14. The method of claim 7, wherein recognizing the audio-visual speech comprises modeling an image and an audio sample using a coupled hidden Markov model.

15. The method of claim 7, further comprising combining results of recognizing the face and recognizing the audio-visual speech pattern according to a predetermined weighting to identify the subject.

16. A system comprising:

at least one capture device to capture audio-visual information from a subject;

a first storage device coupled to the at least one capture device to store code to enable the system to recognize a face of the subject from first entries in a database, recognize audio-visual speech of the subject from second entries in the database, and identify the subject based on the face and the audio-visual speech; and

a processor coupled to the first storage to execute the code.

17. The system of claim 16, wherein the database is stored in the first storage device.

18. The system of claim 17, further comprising code that if executed enables the system to model an image including the face using an embedded hidden Markov model.

19. The system of claim 16, further comprising code that if executed enables the system to model an image and an audio sample using a coupled hidden Markov model.

20. An article comprising a machine-readable storage medium containing instructions that if executed enable a system to:

recognize a face of a subject from first entries in a database;

recognize audio-visual speech of the subject from second entries in the database; and

identify the subject based on recognizing the face and recognizing the audio-visual speech.

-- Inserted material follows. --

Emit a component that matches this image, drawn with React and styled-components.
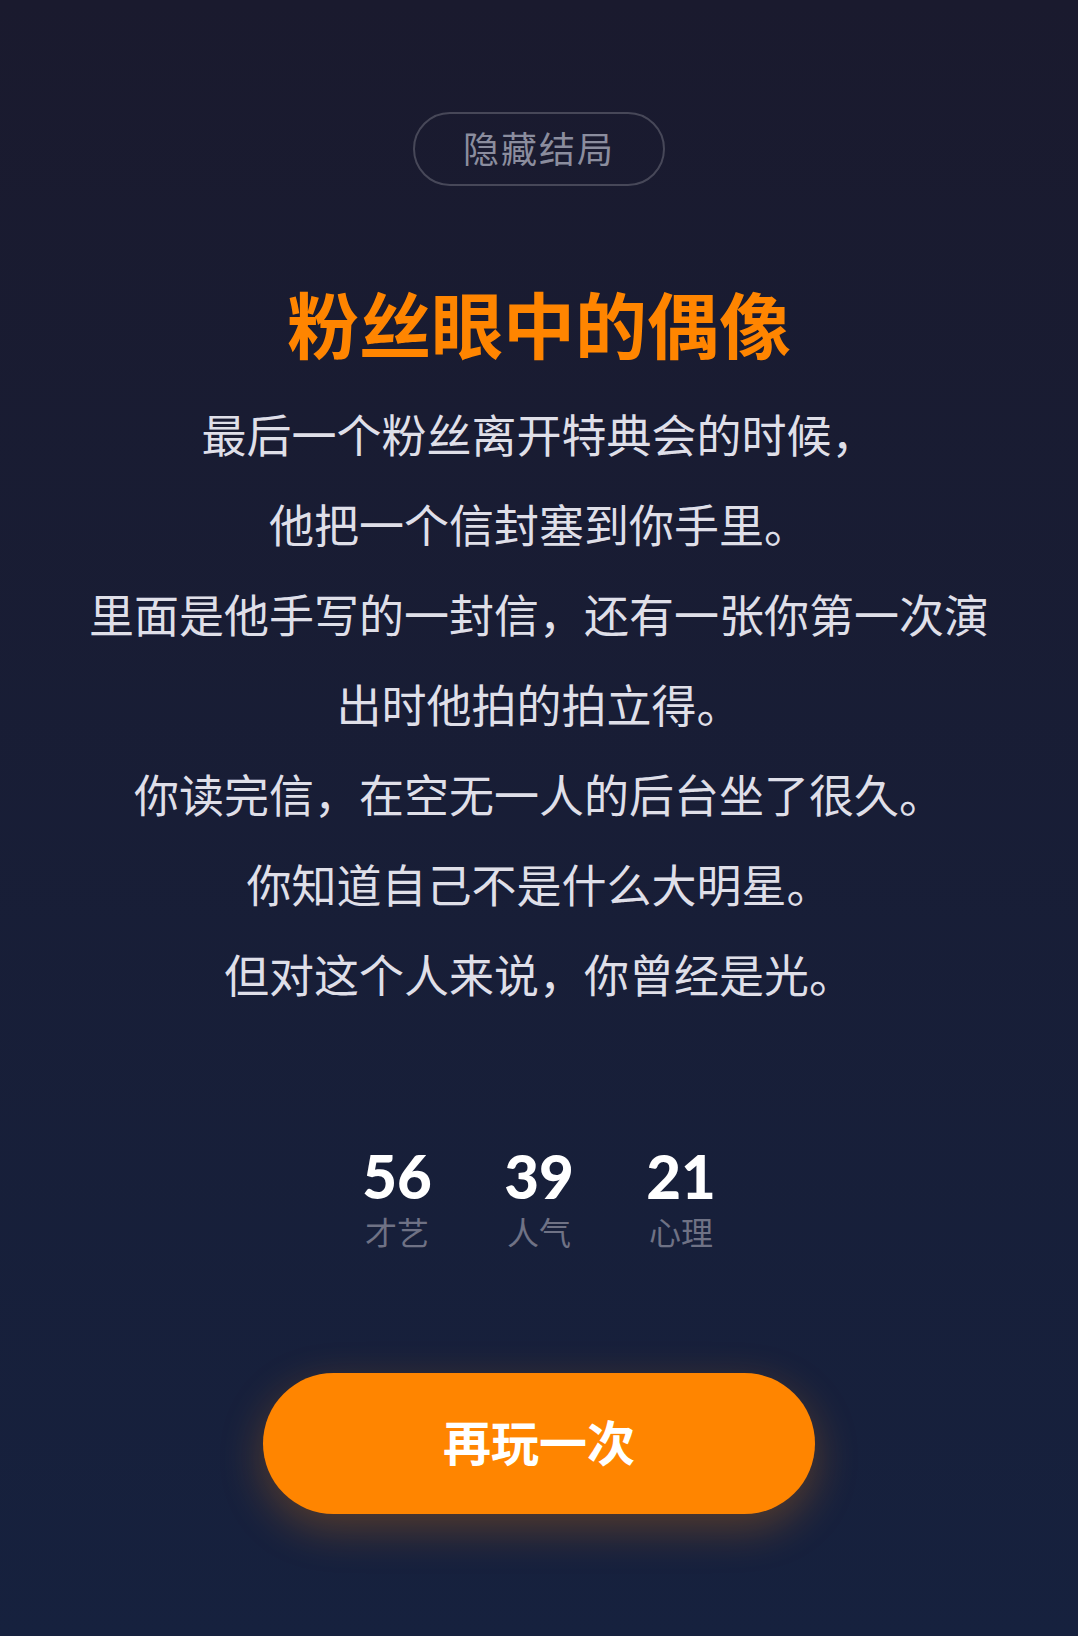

21. The article of claim 20, further comprising instructions that if executed enable the system to provide the subject access to a restricted area after the subject is identified.

22. The article of claim 20, further comprising instructions that if executed enable the system to model an image including the face using an embedded hidden Markov model.

23. The article of claim 20, further comprising instructions that if executed enable the system to model an image and an audio sample using a coupled hidden Markov model.